Non nascondo che in certe parti avrei preferito saperne di più, ma questo dipende anche dal fatto che questa lettura è stata preceduta da 4 3 2 1 di Auster dove in ogni pagina si arriva a toccare il nervo della questione senza lasciare nulla all’immaginazione. Qui è diverso, Distefano ci lascia con qualche punto interrogativo, e il risultato non è davvero male.

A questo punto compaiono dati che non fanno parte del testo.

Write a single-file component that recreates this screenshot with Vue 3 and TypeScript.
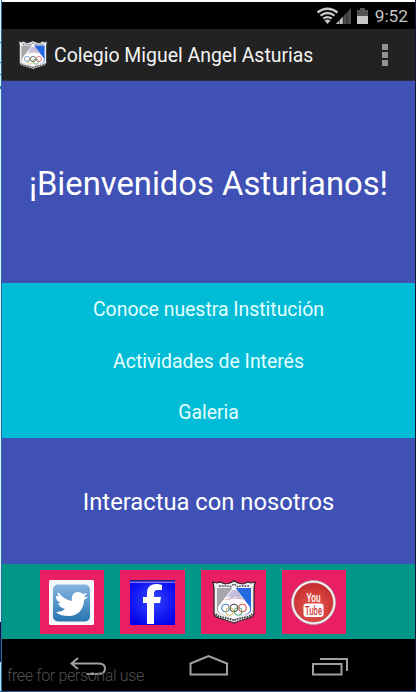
<script setup lang="ts">
import { h, type FunctionalComponent } from 'vue'

interface Ring { x: number; y: number; color: string }

const menu: string[] = ['Conoce nuestra Institución', 'Actividades de Interés', 'Galeria']
const rings: Ring[] = [
  { x: 13.5, y: 28, color: '#2c79b5' },
  { x: 22, y: 28, color: '#39363a' },
  { x: 30.5, y: 28, color: '#d9363c' },
  { x: 17.8, y: 31.5, color: '#d3b04a' },
  { x: 26.2, y: 31.5, color: '#3f9b62' },
]

const Crest: FunctionalComponent = () =>
  h('svg', { viewBox: '0 0 44 44' }, [
    h('path', { d: 'M1 2l4 1 3-1 5 2 5-1 4-2 4 2 5 1 5-2 3 1 4-1-1 6v25c0 6-9 5-20 10C11 38 2 39 2 33V8z', fill: '#f0eef0', stroke: '#24242b', 'stroke-width': 1.2 }),
    h('path', { d: 'M5 8h17v29C15 35 5 35 5 30z', fill: '#a6a6aa' }),
    h('path', { d: 'M22 8h17v22c0 5-10 5-17 7z', fill: '#2468e0' }),
    h('path', { d: 'M22 6L6 27v4c3 5 11 4 16 7 5-3 13-2 16-7v-4z', fill: '#fff' }),
    h('path', { d: 'M20 10l-6 8 5-2-3 4 7-3 8 2-6-9z', fill: '#c4bfdc' }),
    h('path', { d: 'M13 20l8-2 11 1M24 11l3 5', fill: 'none', stroke: '#cf9eab', 'stroke-width': 0.8 }),
    h('path', { d: 'M4 34c2 4 11 3 18 6.500 7-3.500 16-2.500 18-6.500', fill: 'none', stroke: '#3c3c44', 'stroke-width': 1.8, 'stroke-dasharray': '1.6 .9' }),
    h('path', { d: 'M7 6h9l2 1 4-3 4 3 2-1h9', fill: 'none', stroke: '#4a4a52', 'stroke-width': 1.3, 'stroke-dasharray': '1.8 1' }),
    ...rings.map((r) => h('circle', { cx: r.x, cy: r.y, r: 3.9, fill: 'none', stroke: r.color, 'stroke-width': 0.95 })),
  ])
</script>

<template>
  <div class="frame">
    <main class="phone">
      <header class="status">
        <svg class="signals" viewBox="0 0 56 18">
          <g fill="none" stroke="#c8c8c8" stroke-width="2.3">
            <path d="M1.5 5.5Q11.500-2 21.500 5.500" />
            <path d="M4.500 8.700Q11.500 3.400 18.500 8.700" />
            <path d="M7.300 11.700Q11.500 8.500 15.700 11.700" />
          </g>
          <path d="M8.500 13.500q3-2 6 0l-3 3.500z" fill="#c8c8c8" />
          <path d="M35 1v16H20z" fill="#4c4c4c" />
          <path d="M27 9.500V17h-7z" fill="#c8c8c8" />
          <path d="M27 0v18M31 0v18M23.500 0v18" stroke="#000" stroke-width=".5" />
          <path d="M44 1h5v2h3v6H41V3h3z" fill="#555" />
          <path d="M41 9h11v8H41z" fill="#c8c8c8" />
        </svg>
        <span class="clock">9:52</span>
      </header>
      <div class="bar">
        <Crest class="logo" />
        <h1>Colegio Miguel Angel Asturias</h1>
        <div class="dots"><i /><i /><i /></div>
      </div>
      <section class="welcome"><span>¡Bienvenidos Asturianos!</span></section>
      <nav class="menu">
        <a v-for="item in menu" :key="item">{{ item }}</a>
      </nav>
      <section class="interact"><span>Interactua con nosotros</span></section>
      <div class="social">
        <div class="tile first">
          <svg viewBox="0 0 45 45">
            <defs><linearGradient id="tw" x2="0" y2="1"><stop stop-color="#86b5df" /><stop offset="1" stop-color="#2675b2" /></linearGradient></defs>
            <rect width="45" height="45" rx="1.500" fill="#f7f8fa" />
            <rect x="4" y="4.500" width="37" height="37" rx="5" fill="url(#tw)" />
            <path d="M10 13c4 5 8 7 13 8-1-6 2-9 6-9 2 0 4 1 5 2l4-1-3 4 4 0-4 3c0 9-6 16-15 16-5 0-10-1-13-4 4 0 7-1 9-3-4-1-6-3-7-6h3c-4-2-5-4-5-7h3c-2-2-2-4 0-3z" fill="#fff" />
          </svg>
        </div>
        <div class="tile">
          <svg viewBox="0 0 45 45">
            <defs><radialGradient id="fb" cy=".45" r=".65"><stop stop-color="#3648ff" /><stop offset="1" stop-color="#0000ed" /></radialGradient></defs>
            <rect width="45" height="45" fill="url(#fb)" />
            <path d="M1 0h43l1 1.500H0z" fill="#18218a" />
            <path d="M0 2.200h45" stroke="#a8a5f6" />
            <path d="M17 44V23h-4v-6h4v-4c0-6 4-9 9-9 2 0 4 0 6 1v5h-4c-3 0-4 1-4 4v3h7l-1 6h-6v21z" fill="#fff" />
          </svg>
        </div>
        <div class="tile"><Crest class="crest" /></div>
        <div class="tile first">
          <svg viewBox="0 0 45 45">
            <defs><radialGradient id="yt" cy=".65" r=".6"><stop stop-color="#e85c50" /><stop offset="1" stop-color="#c82f30" /></radialGradient></defs>
            <circle cx="22.500" cy="22.500" r="22" fill="#fafafa" stroke="#b9a6ac" />
            <circle cx="22.500" cy="22.500" r="19.500" fill="url(#yt)" stroke="#b5444a" stroke-width=".7" />
            <rect x="12.500" y="23.500" width="20" height="13.500" rx="3" fill="#fff" />
            <text x="22.500" y="21.500" text-anchor="middle" textLength="14" lengthAdjust="spacingAndGlyphs" font-size="12.500" font-weight="500" fill="#fff">You</text>
            <text x="22.500" y="34.500" text-anchor="middle" textLength="17" lengthAdjust="spacingAndGlyphs" font-size="12" font-weight="500" fill="#cf3b39">Tube</text>
          </svg>
        </div>
      </div>
      <footer class="nav">
        <svg class="keys" viewBox="0 0 413 52" fill="none" stroke="#a0a0a0" stroke-width="2">
          <path d="M76 19l-6.500 5.500 6.500 5.500M70 24.500h26.500q6.500 0 6.500 5.200t-6.500 5.300H84.500" />
          <path d="M188.500 35.500V24.500l18-7.500 18.500 7.500v11z" />
          <path d="M311 25h28.500v10.500H311zM318 20h27v12" />
        </svg>
        <span class="mark">free for personal use</span>
      </footer>
    </main>
  </div>
</template>

<style>
body { margin: 0; overflow: hidden; }
</style>

<style scoped>
.frame {
  box-sizing: border-box; width: 416px; height: 692px; padding: 2px 1px 1px 2px;
  background:
    linear-gradient(90deg, transparent 0 1px, #2d6aa5 1px 2px, transparent 2px 415px, #101838 415px),
    linear-gradient(#fff 0 2px, #d5f5fa 2px 42px, #2875ad 42px 43px, #d5f5fa 43px 62px, #2875ad 62px 63px, #d5f5fa 63px 74px, #2875ad 74px 75px, #d5f5fa 75px 86px, #2875ad 86px 89px, #d5f5fa 89px 622px, #071638 622px 662px, #a9dff0 662px 691px, #2c5288 691px);
  font-family: Roboto, sans-serif; color: #fff;
}
.phone { display: flex; flex-direction: column; height: 689px; width: 413px; }
.status { height: 27px; background: #000; display: flex; justify-content: flex-end; align-items: center; padding-right: 7px; box-sizing: border-box; }
.signals { width: 56px; height: 18px; margin-right: 3px; }
.clock { color: #c3c3c3; font-size: 17.300px; line-height: 27px; padding-top: 1px; }
.bar { height: 52px; background: #222; display: flex; align-items: center; box-sizing: border-box; padding: 0 27px 0 16px; border-bottom: 1px solid #292c45; }
.logo { width: 30px; height: 30px; }
h1 { margin: 3px 0 0 6px; font-size: 19.450px; font-weight: 400; line-height: 26px; white-space: nowrap; color: #f3f3f3; }
.dots { margin-left: auto; display: grid; gap: 2px; }
.dots i { display: block; width: 6px; height: 6px; background: #929292; }
.welcome { height: 202px; background: #3f51b5; display: flex; align-items: center; justify-content: center; box-sizing: border-box; padding-top: 4px; font-size: 32.750px; white-space: nowrap; }
.menu { height: 155px; background: #00bcd6; display: grid; grid-template-rows: repeat(3, 51.600px); text-align: center; line-height: 53px; font-size: 19.400px; color: #e6ffff; }
.interact { height: 126px; background: #3f51b5; display: flex; align-items: center; justify-content: center; box-sizing: border-box; padding-top: 2px; font-size: 23.750px; white-space: nowrap; }
.social { height: 75px; background: #009688; box-sizing: border-box; padding: 6px 0 0 38px; display: grid; grid-template-columns: 64px 65px 65px 64px; grid-template-rows: 64px; gap: 16px; }
.tile { background: #e91e63; display: flex; align-items: center; justify-content: center; }
.first { justify-content: flex-start; padding-left: 9px; }
.tile svg { width: 45px; height: 45px; }
.tile .crest { width: 44px; height: 44px; }
.nav { height: 52px; background: #000; position: relative; }
.keys { display: block; width: 413px; height: 52px; }
.mark { position: absolute; left: 5px; top: 27px; font-size: 16px; letter-spacing: -.35px; line-height: 20px; font-weight: 300; color: #505050; white-space: nowrap; }
</style>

Probabilmente un romanzo in cui una fascia di età tra i 14 e i 20 anni si riconosce più facilmente, tuttavia la considero una lettura per tutti.

Voto: 7/10

 

Quarta di copertina:

Questa è la storia di Yannick e Ifem, la storia di due ragazzi. Di mancanze, assenze, abbandoni, di come è difficile credere nella vita quando questa ti toglie più di quanto ti dà. Una storia iniziata in un quartiere dove a cadere a pezzi sono le persone prive di impalcature, schiave delle condizioni economiche al punto di attaccarsi al lavoro rinunciando così alla vita. Dove chi non ci riesce beve fino ad annullarsi e alza le mani sui figli e sulle mogli dietro imposte serrate. Dove la gente sa e non fa nulla. Perché addosso tutti hanno l’odore dei poveri e le scarpe consumate di chi è abituato a frenare in bici coi talloni. Una storia di sogni infranti che i figli ereditano dai genitori, partiti dall’Africa per “na Poto”, l’Europa, senza sapere che questo paese non è pronto ai loro tratti del viso né preparato a sostenere le loro ambizioni. Basta avere la pelle un po’ più scura per essere preso di mira, il taglio degli occhi diverso per sentirsi intruso, un cognome con troppe consonanti per sentirsi gli sguardi addosso. In questa desolazione, Ifem prova a colmare il vuoto che la mangia da dentro con l’amore. Quello per Yannick. Un ragazzo che sembra inarrestabile. “Ifem, non ci fermeremo finché non capiranno che non siamo neri che si sentono italiani, ma italiani neri” le ripete continuamente. Ma pian piano quell’amore, come tutto attorno a lei, svanisce. Ne rimane solo un’ombra sottile nelle linee immaginarie che lei traccia sulle labbra di lui mentre dorme. Uno dei pochi momenti in cui Yannick sembra quieto. Perché a fermare la sua corsa è la cocaina. Iniziata per noia, quasi per caso, perché lui è cresciuto in un quartiere popolare dove tutti almeno una volta hanno provato, anche i preti. E perché per un attimo la polvere bianca riempie qualsiasi vuoto – ti fa sentire come avessi dentro tutto il ferro della torre Eiffel -, ma poi si porta via tutto. “Chi sta male non lo dice” non è però solo un pugno nello stomaco, è soprattutto la storia di come i fiori spuntano anche nel cemento. Di come c’è sempre un modo per salvarsi, l’importante è non rinunciare, non smettere mai di amare la vita.